In the UK it's all down to your motivation

University faculty and students have subsequently responded with great alarm, viewing it as an attack on academic freedoms. However, the protest was complicated by the intervention of an unnamed university official acting as spokesman, who explained to the press that there was "no reasonable rationale" for the clerk to have the manual. According to THES, "the edited version of the al-Qaeda handbook was 'not legitimate research material' in the university'’s view."

Many others differed, arguing it is obviously politically and socially relevant material to study. Indeed it is, not only as a collection of terror methods, some of them collected from the American neo-Nazi and survivalist right, but also as a book which has been cited in courts and used by authorities to publicly shape opinion in the war on terror. For example, in 2007 the US government attempted to use it to burnish its case against convicted terrorist Jose Padilla. It was declared inadmissible in that instance, although Padilla was eventually sent over, anyway.

Since the manual has been widely cited and distributed by the mainstream media, too, one could devote an entire scholarly essay to its socio-political utility in framing the nature of the adversary.

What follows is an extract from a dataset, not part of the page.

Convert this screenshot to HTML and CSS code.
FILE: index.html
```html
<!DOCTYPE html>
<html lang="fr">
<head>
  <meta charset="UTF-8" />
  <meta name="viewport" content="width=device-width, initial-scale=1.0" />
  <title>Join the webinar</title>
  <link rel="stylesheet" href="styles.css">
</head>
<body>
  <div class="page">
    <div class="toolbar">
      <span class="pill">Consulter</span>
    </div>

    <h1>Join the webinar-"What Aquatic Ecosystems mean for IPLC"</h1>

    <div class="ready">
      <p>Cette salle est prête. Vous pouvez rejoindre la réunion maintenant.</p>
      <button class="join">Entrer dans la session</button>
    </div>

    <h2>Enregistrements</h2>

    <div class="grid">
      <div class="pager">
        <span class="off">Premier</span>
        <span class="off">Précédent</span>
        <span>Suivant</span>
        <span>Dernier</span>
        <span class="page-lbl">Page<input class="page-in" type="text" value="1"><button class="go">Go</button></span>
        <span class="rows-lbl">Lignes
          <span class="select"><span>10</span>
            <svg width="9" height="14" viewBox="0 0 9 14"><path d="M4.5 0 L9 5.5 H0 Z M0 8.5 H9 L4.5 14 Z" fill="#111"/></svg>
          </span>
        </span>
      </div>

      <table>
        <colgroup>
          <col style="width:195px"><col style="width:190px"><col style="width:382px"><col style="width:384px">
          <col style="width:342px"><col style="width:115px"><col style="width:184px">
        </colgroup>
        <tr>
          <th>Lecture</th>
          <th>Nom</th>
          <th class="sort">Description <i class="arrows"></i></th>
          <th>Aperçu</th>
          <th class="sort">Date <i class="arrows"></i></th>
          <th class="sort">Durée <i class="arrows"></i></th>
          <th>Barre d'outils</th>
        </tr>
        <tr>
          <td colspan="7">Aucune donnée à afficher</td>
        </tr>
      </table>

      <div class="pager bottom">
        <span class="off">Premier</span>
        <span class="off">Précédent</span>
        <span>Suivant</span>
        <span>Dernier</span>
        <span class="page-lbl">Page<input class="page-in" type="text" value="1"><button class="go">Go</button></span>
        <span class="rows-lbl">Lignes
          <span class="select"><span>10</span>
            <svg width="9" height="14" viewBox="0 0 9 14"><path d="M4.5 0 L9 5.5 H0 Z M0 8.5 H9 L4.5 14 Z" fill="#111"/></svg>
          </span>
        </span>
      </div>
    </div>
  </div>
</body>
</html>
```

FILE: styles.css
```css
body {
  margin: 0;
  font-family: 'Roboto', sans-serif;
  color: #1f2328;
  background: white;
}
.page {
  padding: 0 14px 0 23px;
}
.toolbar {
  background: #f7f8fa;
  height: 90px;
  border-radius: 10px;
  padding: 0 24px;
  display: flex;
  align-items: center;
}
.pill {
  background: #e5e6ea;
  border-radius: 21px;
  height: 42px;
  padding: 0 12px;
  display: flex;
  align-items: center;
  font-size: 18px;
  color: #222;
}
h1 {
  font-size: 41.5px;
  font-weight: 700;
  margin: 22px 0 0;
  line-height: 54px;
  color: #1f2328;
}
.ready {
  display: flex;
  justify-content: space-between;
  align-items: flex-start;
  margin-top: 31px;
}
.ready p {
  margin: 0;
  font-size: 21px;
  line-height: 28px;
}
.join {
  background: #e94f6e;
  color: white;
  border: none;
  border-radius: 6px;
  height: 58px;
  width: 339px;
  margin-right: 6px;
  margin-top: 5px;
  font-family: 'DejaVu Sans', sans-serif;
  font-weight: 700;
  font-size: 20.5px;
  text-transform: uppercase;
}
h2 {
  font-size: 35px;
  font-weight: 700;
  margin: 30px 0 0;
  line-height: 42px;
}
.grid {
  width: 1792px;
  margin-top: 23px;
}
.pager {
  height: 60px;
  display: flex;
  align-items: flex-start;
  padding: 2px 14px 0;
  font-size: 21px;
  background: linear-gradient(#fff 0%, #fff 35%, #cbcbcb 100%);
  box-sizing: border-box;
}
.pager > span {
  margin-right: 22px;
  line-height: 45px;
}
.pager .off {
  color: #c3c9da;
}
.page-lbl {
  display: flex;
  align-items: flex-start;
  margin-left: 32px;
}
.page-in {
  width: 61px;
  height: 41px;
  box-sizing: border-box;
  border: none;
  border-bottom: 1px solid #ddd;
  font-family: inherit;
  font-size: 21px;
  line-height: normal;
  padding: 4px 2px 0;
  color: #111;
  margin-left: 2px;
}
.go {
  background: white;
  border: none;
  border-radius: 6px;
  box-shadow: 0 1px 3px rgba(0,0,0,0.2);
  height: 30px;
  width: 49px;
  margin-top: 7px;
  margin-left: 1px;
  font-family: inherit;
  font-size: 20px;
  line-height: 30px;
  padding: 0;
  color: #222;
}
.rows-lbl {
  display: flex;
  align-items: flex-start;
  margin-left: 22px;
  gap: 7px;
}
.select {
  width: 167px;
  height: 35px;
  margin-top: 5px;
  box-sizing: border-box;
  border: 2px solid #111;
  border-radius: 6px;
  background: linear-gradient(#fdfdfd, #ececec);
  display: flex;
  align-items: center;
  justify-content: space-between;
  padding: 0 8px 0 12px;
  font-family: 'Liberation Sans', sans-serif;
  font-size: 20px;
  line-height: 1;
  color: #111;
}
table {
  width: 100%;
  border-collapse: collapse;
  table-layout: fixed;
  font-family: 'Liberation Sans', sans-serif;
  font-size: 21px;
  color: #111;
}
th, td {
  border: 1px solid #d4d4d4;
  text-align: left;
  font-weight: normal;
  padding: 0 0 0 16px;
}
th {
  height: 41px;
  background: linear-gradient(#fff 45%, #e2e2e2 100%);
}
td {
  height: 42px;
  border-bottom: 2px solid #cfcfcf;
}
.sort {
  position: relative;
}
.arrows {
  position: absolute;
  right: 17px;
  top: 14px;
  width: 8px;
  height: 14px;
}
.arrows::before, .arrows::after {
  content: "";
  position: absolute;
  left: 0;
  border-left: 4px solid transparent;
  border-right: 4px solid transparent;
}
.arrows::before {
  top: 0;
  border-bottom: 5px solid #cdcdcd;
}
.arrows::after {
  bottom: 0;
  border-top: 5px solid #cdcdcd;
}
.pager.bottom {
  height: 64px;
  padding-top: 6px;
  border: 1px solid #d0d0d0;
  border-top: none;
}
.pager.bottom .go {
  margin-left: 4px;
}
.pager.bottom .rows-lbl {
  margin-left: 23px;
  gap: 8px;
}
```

And, as a matter of fact, Associated Press reported on May 28 that Sabir was using it in "writing on the American approach to al-Qaeda in Iraq."

This story is made more complicated as readers begin to understand that anyone deported to a country like Algeria, fitted with a jacket now defining them as an owner of the manual, has their life completely uprooted. Daubed with a black mark by it, they're set up as a potential target for arrest, subsequent interrogation and all that menacingly entails.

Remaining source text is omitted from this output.